We perceive that a determination of whether the pipe testing was part of the original construction contract or a subsequent, new construction project is immaterial. The relevant parties in this appeal are Anderson, Crossland, and Crossland's employee. Anderson's marking on the pipe to designate how it would be cut and Crossland's cutting of the pipe were part of a "construction project" within the meaning of K.S.A. 2006 Supp. 44-501(f). Moreover, the location of the accident was a "site" of the pipe testing construction project, or subproject, as the case may be.
Noncompliance with safety standards
The immunity granted by K.S.A. 2006 Supp. 44-501(f) is from liability for "any injury resulting from the employer's failure to comply with safety standards on the construction project." Anderson's brief recites that the Occupational Safety and Health Administration (OSHA) cited Crossland for two serious safety violations following the accident. However, as the Edwards family points out, those OSHA citations do not necessarily establish causation, i.e., that Edwards' death resulted from Crossland's failure to comply with OSHA safety standards.
We perceive the potential remains for a factual issue as to whether Edwards' injuries resulted from Crossland's noncompliance with safety standards. That issue was not addressed at the summary judgment hearing. In fact, Anderson's attorney specifically stated that "this is not a motion that asks [the court] to determine what the proximate cause of this accident was. We are not asking the court to rule on that."

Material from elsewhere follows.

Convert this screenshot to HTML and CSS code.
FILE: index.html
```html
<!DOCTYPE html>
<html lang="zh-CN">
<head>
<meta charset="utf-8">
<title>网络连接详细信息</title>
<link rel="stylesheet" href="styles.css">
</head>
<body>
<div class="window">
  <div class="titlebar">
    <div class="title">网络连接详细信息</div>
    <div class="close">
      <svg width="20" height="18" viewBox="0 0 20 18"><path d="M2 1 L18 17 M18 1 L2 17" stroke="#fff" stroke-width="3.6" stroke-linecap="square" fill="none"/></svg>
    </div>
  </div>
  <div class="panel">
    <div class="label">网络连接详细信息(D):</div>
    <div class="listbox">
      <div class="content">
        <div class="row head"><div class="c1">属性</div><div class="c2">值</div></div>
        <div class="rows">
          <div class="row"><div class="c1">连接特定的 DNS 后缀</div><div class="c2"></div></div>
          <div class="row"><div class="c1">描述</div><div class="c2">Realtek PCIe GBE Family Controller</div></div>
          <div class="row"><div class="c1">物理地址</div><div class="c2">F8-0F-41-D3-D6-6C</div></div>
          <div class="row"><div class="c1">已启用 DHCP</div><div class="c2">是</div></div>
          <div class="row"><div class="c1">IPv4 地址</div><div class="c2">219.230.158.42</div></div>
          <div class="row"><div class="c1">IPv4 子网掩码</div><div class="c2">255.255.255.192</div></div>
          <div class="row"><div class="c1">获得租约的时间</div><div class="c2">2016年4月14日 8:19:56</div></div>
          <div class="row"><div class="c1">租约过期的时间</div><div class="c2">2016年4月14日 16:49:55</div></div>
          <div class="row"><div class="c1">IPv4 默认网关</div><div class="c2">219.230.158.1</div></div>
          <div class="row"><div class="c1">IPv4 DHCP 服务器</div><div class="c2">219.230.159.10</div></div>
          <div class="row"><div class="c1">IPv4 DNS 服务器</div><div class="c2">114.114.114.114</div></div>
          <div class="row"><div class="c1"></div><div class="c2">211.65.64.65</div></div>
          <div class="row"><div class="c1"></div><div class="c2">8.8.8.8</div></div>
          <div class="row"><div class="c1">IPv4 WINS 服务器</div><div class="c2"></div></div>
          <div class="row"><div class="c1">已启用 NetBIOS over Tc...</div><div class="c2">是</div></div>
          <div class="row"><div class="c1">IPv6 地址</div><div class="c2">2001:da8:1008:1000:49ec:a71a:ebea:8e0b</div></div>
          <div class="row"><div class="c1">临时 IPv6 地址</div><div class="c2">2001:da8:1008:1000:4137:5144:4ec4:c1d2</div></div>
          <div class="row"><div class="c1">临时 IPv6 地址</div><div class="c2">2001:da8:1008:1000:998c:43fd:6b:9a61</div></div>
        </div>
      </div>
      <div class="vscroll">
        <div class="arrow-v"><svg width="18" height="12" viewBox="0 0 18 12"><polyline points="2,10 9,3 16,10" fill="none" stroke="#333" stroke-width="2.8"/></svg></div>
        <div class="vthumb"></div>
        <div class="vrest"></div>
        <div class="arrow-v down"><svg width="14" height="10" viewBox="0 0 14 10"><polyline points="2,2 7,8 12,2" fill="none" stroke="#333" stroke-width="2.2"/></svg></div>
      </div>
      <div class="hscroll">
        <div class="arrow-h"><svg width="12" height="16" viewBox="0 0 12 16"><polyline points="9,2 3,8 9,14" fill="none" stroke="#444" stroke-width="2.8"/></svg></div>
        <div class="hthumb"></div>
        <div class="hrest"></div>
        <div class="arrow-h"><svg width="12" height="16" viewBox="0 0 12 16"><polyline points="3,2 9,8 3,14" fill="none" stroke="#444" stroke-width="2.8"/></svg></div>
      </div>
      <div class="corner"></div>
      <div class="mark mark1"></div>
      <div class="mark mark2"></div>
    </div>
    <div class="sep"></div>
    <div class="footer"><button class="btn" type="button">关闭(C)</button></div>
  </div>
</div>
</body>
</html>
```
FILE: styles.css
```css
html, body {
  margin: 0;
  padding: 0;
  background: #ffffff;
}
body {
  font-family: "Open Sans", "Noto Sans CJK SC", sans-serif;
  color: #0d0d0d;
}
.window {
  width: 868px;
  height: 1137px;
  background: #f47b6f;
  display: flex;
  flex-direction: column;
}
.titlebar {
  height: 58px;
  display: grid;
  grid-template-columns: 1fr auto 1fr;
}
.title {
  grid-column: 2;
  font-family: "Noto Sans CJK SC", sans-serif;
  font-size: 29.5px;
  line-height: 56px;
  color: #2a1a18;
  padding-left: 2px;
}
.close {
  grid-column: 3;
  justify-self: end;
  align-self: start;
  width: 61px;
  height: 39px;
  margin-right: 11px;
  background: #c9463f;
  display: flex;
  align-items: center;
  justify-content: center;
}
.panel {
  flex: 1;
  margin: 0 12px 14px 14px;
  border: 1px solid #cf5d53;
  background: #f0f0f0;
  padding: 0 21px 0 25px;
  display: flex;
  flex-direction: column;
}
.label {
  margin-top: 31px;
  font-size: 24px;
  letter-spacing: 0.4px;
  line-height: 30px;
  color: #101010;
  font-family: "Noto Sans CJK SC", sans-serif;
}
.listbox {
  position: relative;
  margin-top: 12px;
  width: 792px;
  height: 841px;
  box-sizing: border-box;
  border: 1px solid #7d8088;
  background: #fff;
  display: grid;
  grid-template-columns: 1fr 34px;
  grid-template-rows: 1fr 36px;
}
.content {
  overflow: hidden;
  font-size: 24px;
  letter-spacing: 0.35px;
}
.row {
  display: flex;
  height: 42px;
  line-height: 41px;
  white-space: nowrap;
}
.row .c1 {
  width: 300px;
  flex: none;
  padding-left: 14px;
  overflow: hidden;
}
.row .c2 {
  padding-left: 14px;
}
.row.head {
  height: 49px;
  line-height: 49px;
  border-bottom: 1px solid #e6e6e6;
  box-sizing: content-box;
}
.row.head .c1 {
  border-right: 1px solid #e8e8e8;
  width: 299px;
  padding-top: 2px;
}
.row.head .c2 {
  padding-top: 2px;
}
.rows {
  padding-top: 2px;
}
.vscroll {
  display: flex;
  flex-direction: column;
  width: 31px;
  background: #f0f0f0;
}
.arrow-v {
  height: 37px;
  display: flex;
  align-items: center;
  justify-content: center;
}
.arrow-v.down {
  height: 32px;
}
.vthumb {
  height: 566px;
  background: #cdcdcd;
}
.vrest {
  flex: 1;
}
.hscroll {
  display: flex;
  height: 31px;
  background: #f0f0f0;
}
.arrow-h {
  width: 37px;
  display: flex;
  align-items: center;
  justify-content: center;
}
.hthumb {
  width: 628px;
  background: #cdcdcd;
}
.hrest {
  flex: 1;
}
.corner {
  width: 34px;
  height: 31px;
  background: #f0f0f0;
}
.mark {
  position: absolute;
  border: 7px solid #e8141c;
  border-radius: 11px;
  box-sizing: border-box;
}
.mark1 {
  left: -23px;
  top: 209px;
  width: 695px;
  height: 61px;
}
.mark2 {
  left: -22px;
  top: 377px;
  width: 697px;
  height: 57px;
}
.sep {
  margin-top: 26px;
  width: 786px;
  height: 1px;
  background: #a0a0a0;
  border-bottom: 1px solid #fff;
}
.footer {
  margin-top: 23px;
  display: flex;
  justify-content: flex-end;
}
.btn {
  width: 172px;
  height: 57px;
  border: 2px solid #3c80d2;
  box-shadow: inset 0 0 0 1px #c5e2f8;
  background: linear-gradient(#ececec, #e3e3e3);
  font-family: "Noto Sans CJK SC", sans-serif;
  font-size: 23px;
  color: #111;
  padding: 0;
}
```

Injury compensable under Workers Compensation Act
The parties do not dispute that the Edwards family collected workers compensation benefits, satisfying that element of the immunity statute.

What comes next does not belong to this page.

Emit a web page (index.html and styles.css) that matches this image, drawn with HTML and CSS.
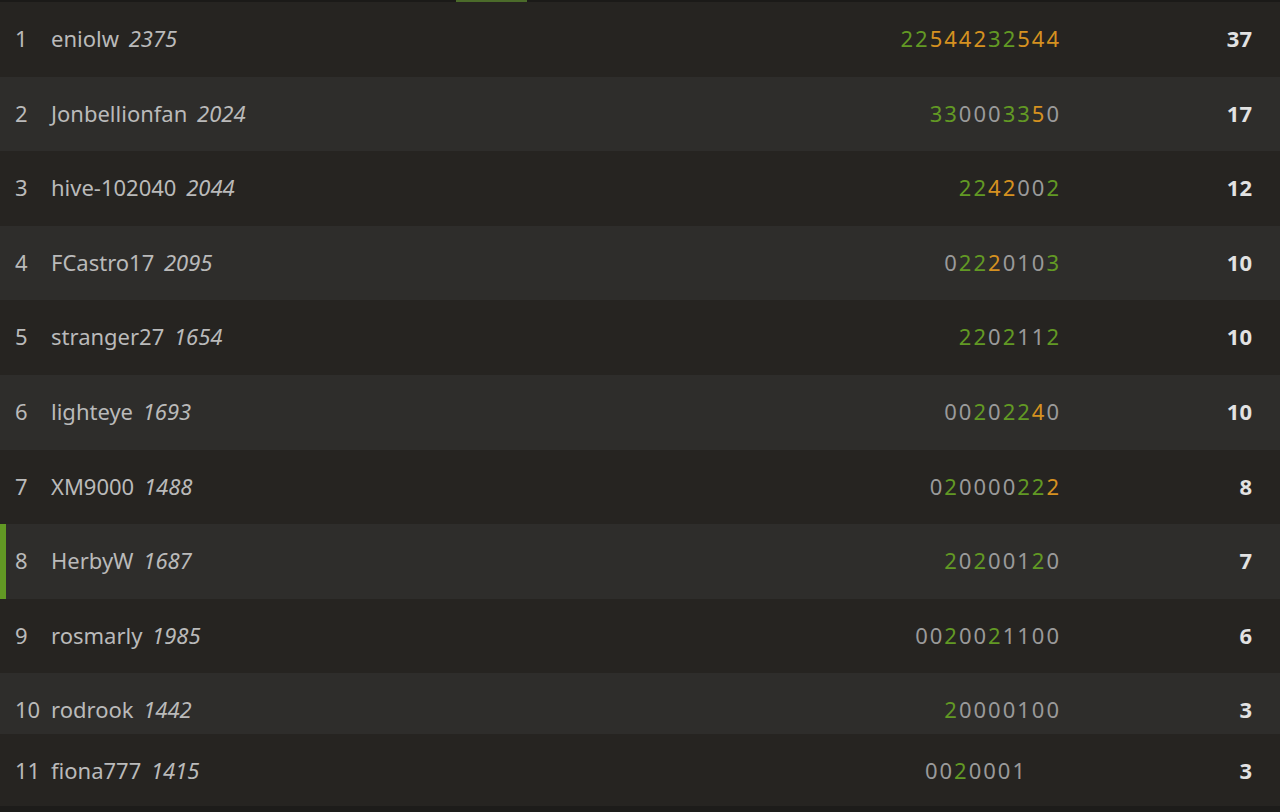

Assumption of responsibility
Crossland and Anderson did not have a written contract for the pipe testing project. Further, there is nothing in the record which would suggest that Anderson specifically assumed responsibility for safety practices in its oral contract with Crossland. Obviously, Anderson maintains that it did not assume such a responsibility, and appellees have not controverted that fact.
Negligent preparation of design plans or specifications
Anderson acknowledges that any liability flowing from its negligence in preparing design plans or specifications is exempted from the immunity statute. It contends, however, that the markings on the concrete pipe were not design plans or specifications and that the case clearly presents a dispute over workplace safety practices, rather than an action for professional liability.
As Anderson points out, the phrase "design plans and specifications" is not statutorily defined in the Workers Compensation Act. It suggests that the common understanding in the construction industry is that those terms refer to blueprint drawings and written specifications for the quantity and quality of materials. Accordingly, Anderson concludes that the yellow marks on the concrete pipe do not fit within the plain meaning of design plans or specifications. We disagree.
Anderson was charged with the responsibility of testing the pipe. In order to perform its professional responsibilities, Anderson required that the concrete pipe be cut into four pieces and gave specific directions on the location of the cut lines. We perceive no appreciable distinction between providing the specifications for pipe cutting through a professional drawing or by physically marking on the pipe. Therefore, we find that Anderson's markings on the concrete pipe were design plans or specifications within the purview of K.S.A. 2006 Supp. 44-501(f).
Anderson was a construction design professional retained to perform professional services on a construction project, and its representative performed professional duties on the site of the construction project. Anderson's marking of cut lines on the concrete pipe was a design plan or specification. Edwards suffered injuries during the construction project on which his employer, Crossland, failed to comply with safety standards. The injuries were compensable under the Workers Compensation Act. Anderson did not contractually assume responsibility for safety practices on the construction site.
The order giving rise to this appeal was a denial of Anderson's motion for summary judgment. Even though the district court erred in refusing to consider the applicability of K.S.A. 2006 Supp. 44-501(f) to the uncontroverted facts, we can affirm the court's order if the result is correct. See Via Christi Health System, Inc., 279 Kan. at 525 (reason given by district court immaterial if result correct).
"'"Summary judgment is appropriate when the pleadings, depositions, answers to interrogatories, and admissions on file, together with the affidavits, show that there is no genuine issue as to any material fact and that the moving party is entitled to judgment as a matter of law. The trial court is required to resolve all facts and inferences which may reasonably be drawn from the evidence in favor of the party against whom the ruling is sought. When opposing a motion for summary judgment, an adverse party must come forward with evidence to establish a dispute as to a material fact. In order to preclude summary judgment, the facts subject to the dispute must be material to the conclusive issues in the case. On appeal, we apply the same rules and where we find reasonable minds could differ as to the conclusions drawn from the evidence, summary judgment must be denied." [Citation omitted.]' Mitchell v. City of Wichita, 270 Kan. 56, 59, 12 P.3d 402 (2000) (quoting Bergstrom v. Noah, 266 Kan. 847, 871-72, 974 P.2d 531 )." State ex rel. Stovall v. Reliance Ins. Co., 278 Kan. 777, 788, 107 P.3d 1219 (2005).
"[S]ummary judgments are to be granted with caution in negligence actions. [Citation omitted.]" Fettke v. City of Wichita, 264 Kan. 629, 632, 957 P.2d 409 (1998). "Nevertheless, a defendant is entitled to summary judgment in a negligence case if the defendant shows the claim is supported by no evidence indicating negligence. [Citation omitted.]" Legleiter v. Gottschalk, 32 Kan. App. 2d 910, 913, 91 P.3d 1246, rev. denied 278 Kan. 846 (2004).
Anderson contends that the accident would not have occurred but for Crossland's failure to perform the cutting in accordance with safety standards, such as blocking the pipe to prevent its rolling. In other words, the death resulted from the employer's failure to comply with safety standards on the construction project.
The Edwards family, on the other hand, blames the accident on Anderson's insistence that the concrete pipe be cut lengthwise, which it contends caused the pipe to split. In other words, Anderson's negligent design plan or specification was a cause of Edwards' injuries.
As we noted above, at this point in the proceedings, there appears to be a genuine material dispute as to whether the proximate cause of Edwards' death was Crossland's failure to comply with safety standards or Anderson's negligence in preparing the design plan or specification for cutting the pipe. Therefore, summary judgment was inappropriate, and the denial of Anderson's motion is affirmed.